--- SUPPLIED MATERIAL ---
_ _ _
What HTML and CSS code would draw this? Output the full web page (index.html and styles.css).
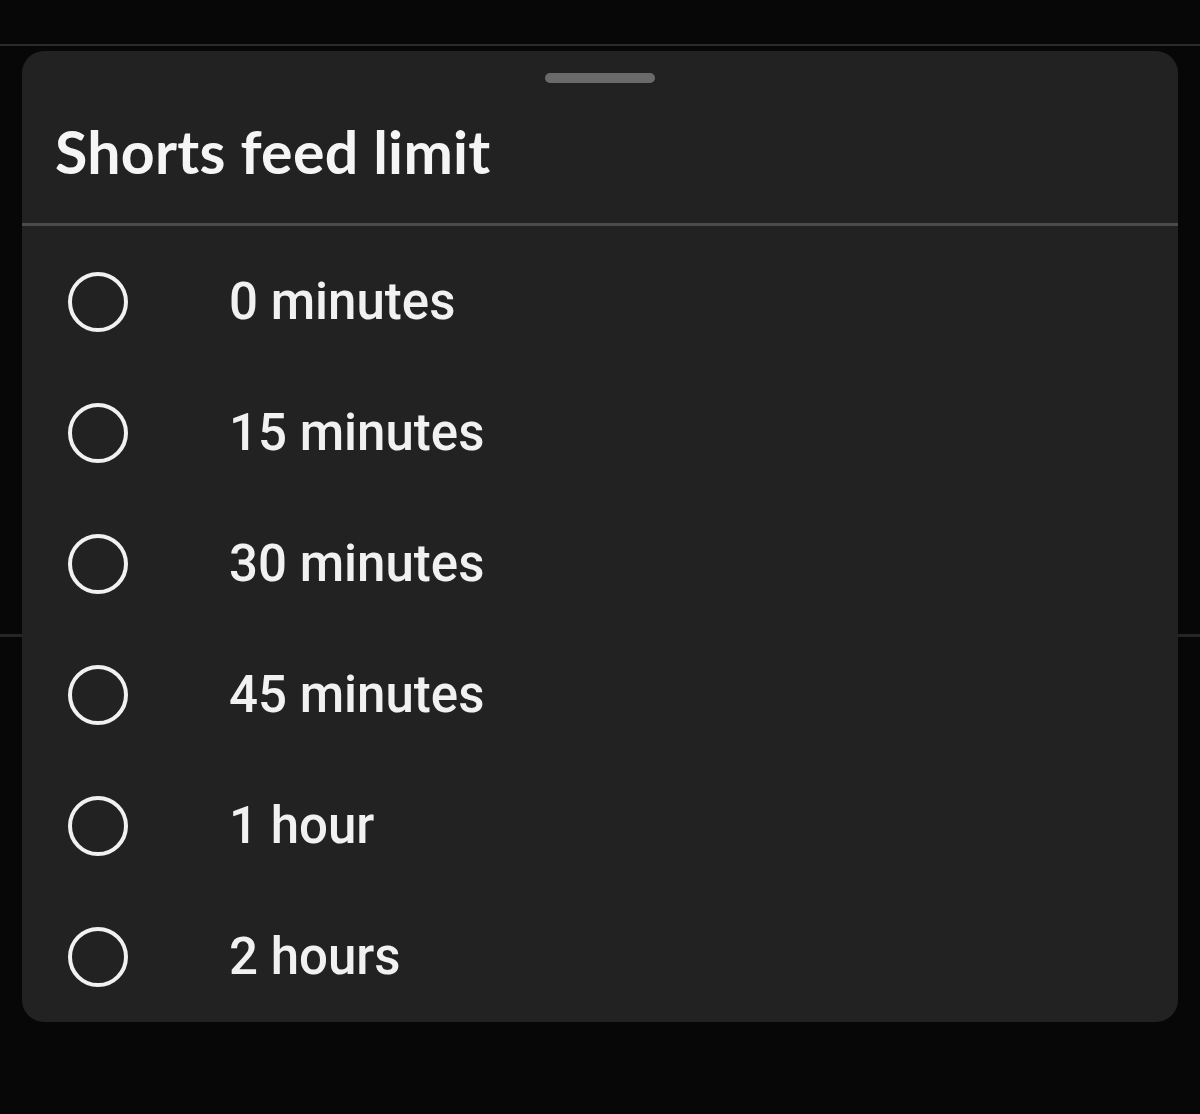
FILE: index.html
```html
<!DOCTYPE html>
<html lang="en">
<head>
<meta charset="utf-8">
<title>Shorts feed limit</title>
<link rel="stylesheet" href="styles.css">
</head>
<body>
<div class="page">
  <div class="rule rule-top"></div>
  <div class="rule rule-mid"></div>
</div>
<div class="sheet">
  <div class="handle"></div>
  <h1 class="title">Shorts feed limit</h1>
  <div class="divider"></div>
  <ul class="options">
    <li class="option"><span class="radio"></span><span class="label">0 minutes</span></li>
    <li class="option"><span class="radio"></span><span class="label">15 minutes</span></li>
    <li class="option"><span class="radio"></span><span class="label">30 minutes</span></li>
    <li class="option"><span class="radio"></span><span class="label">45 minutes</span></li>
    <li class="option"><span class="radio"></span><span class="label">1 hour</span></li>
    <li class="option"><span class="radio"></span><span class="label">2 hours</span></li>
  </ul>
</div>
</body>
</html>
```

FILE: styles.css
```css
* { box-sizing: border-box; }
html, body {
  margin: 0;
  padding: 0;
  background: #070707;
  height: 100%;
}
body {
  position: relative;
  overflow: hidden;
  font-family: Roboto, "Liberation Sans", sans-serif;
  color: #f1f1f1;
}
.page {
  display: flex;
  flex-direction: column;
}
.rule {
  background: #2a2a2a;
}
.rule-top {
  margin-top: 44px;
  height: 2px;
}
.rule-mid {
  margin-top: 588px;
  height: 3px;
  background: #262626;
}
.sheet {
  position: absolute;
  top: 51px;
  left: 22px;
  right: 22px;
  background: #222222;
  border-radius: 22px;
  display: flex;
  flex-direction: column;
}
.handle {
  align-self: center;
  margin-top: 22px;
  width: 110px;
  height: 10px;
  border-radius: 5px;
  background: #6a6a6a;
}
.title {
  margin: 39px 0 0 33px;
  font-family: Lato, "Noto Sans", sans-serif;
  font-weight: 700;
  font-size: 59px;
  letter-spacing: 0.3px;
  line-height: 1;
  height: 59px;
  color: #f5f5f5;
}
.divider {
  margin-top: 42px;
  height: 3px;
  background: #4b4b4b;
}
.options {
  list-style: none;
  margin: 0;
  padding: 10px 0 0 0;
}
.option {
  height: 131px;
  display: flex;
  align-items: center;
}
.radio {
  flex: none;
  margin-left: 46px;
  width: 60px;
  height: 60px;
  border: 4px solid #f1f1f1;
  border-radius: 50%;
}
.label {
  margin-left: 101px;
  font-size: 51px;
  font-weight: 500;
  line-height: 1;
  color: #f1f1f1;
}
```
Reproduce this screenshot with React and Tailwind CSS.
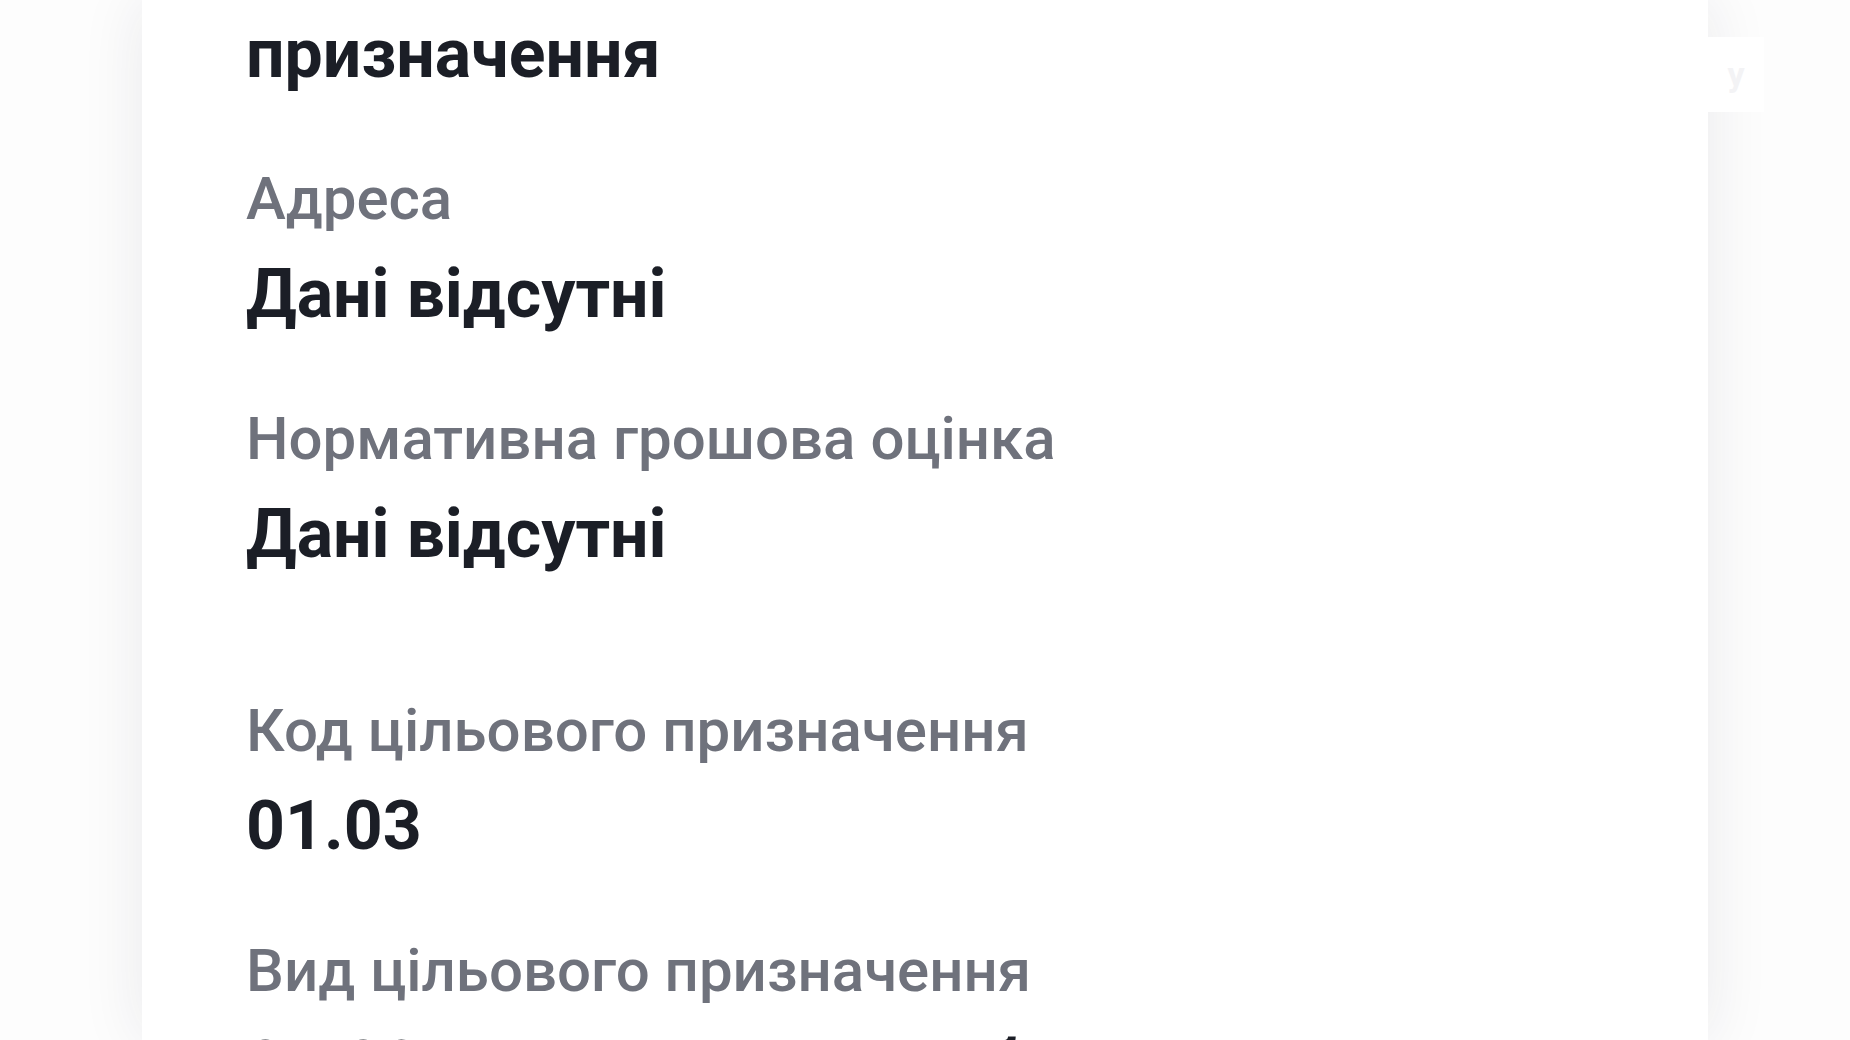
_ _ _
--- INSTRUCTIONS FOR THE TASK ---
Every line above should be repeated exactly; pictures stay out of the copy.

--- ANSWER TO THE EXERCISE ---
What HTML and CSS code would draw this? Output the full web page (index.html and styles.css).
FILE: index.html
```html
<!DOCTYPE html>
<html lang="en">
<head>
<meta charset="utf-8">
<title>Shorts feed limit</title>
<link rel="stylesheet" href="styles.css">
</head>
<body>
<div class="page">
  <div class="rule rule-top"></div>
  <div class="rule rule-mid"></div>
</div>
<div class="sheet">
  <div class="handle"></div>
  <h1 class="title">Shorts feed limit</h1>
  <div class="divider"></div>
  <ul class="options">
    <li class="option"><span class="radio"></span><span class="label">0 minutes</span></li>
    <li class="option"><span class="radio"></span><span class="label">15 minutes</span></li>
    <li class="option"><span class="radio"></span><span class="label">30 minutes</span></li>
    <li class="option"><span class="radio"></span><span class="label">45 minutes</span></li>
    <li class="option"><span class="radio"></span><span class="label">1 hour</span></li>
    <li class="option"><span class="radio"></span><span class="label">2 hours</span></li>
  </ul>
</div>
</body>
</html>
```

FILE: styles.css
```css
* { box-sizing: border-box; }
html, body {
  margin: 0;
  padding: 0;
  background: #070707;
  height: 100%;
}
body {
  position: relative;
  overflow: hidden;
  font-family: Roboto, "Liberation Sans", sans-serif;
  color: #f1f1f1;
}
.page {
  display: flex;
  flex-direction: column;
}
.rule {
  background: #2a2a2a;
}
.rule-top {
  margin-top: 44px;
  height: 2px;
}
.rule-mid {
  margin-top: 588px;
  height: 3px;
  background: #262626;
}
.sheet {
  position: absolute;
  top: 51px;
  left: 22px;
  right: 22px;
  background: #222222;
  border-radius: 22px;
  display: flex;
  flex-direction: column;
}
.handle {
  align-self: center;
  margin-top: 22px;
  width: 110px;
  height: 10px;
  border-radius: 5px;
  background: #6a6a6a;
}
.title {
  margin: 39px 0 0 33px;
  font-family: Lato, "Noto Sans", sans-serif;
  font-weight: 700;
  font-size: 59px;
  letter-spacing: 0.3px;
  line-height: 1;
  height: 59px;
  color: #f5f5f5;
}
.divider {
  margin-top: 42px;
  height: 3px;
  background: #4b4b4b;
}
.options {
  list-style: none;
  margin: 0;
  padding: 10px 0 0 0;
}
.option {
  height: 131px;
  display: flex;
  align-items: center;
}
.radio {
  flex: none;
  margin-left: 46px;
  width: 60px;
  height: 60px;
  border: 4px solid #f1f1f1;
  border-radius: 50%;
}
.label {
  margin-left: 101px;
  font-size: 51px;
  font-weight: 500;
  line-height: 1;
  color: #f1f1f1;
}
```
Reproduce this screenshot with React and Tailwind CSS.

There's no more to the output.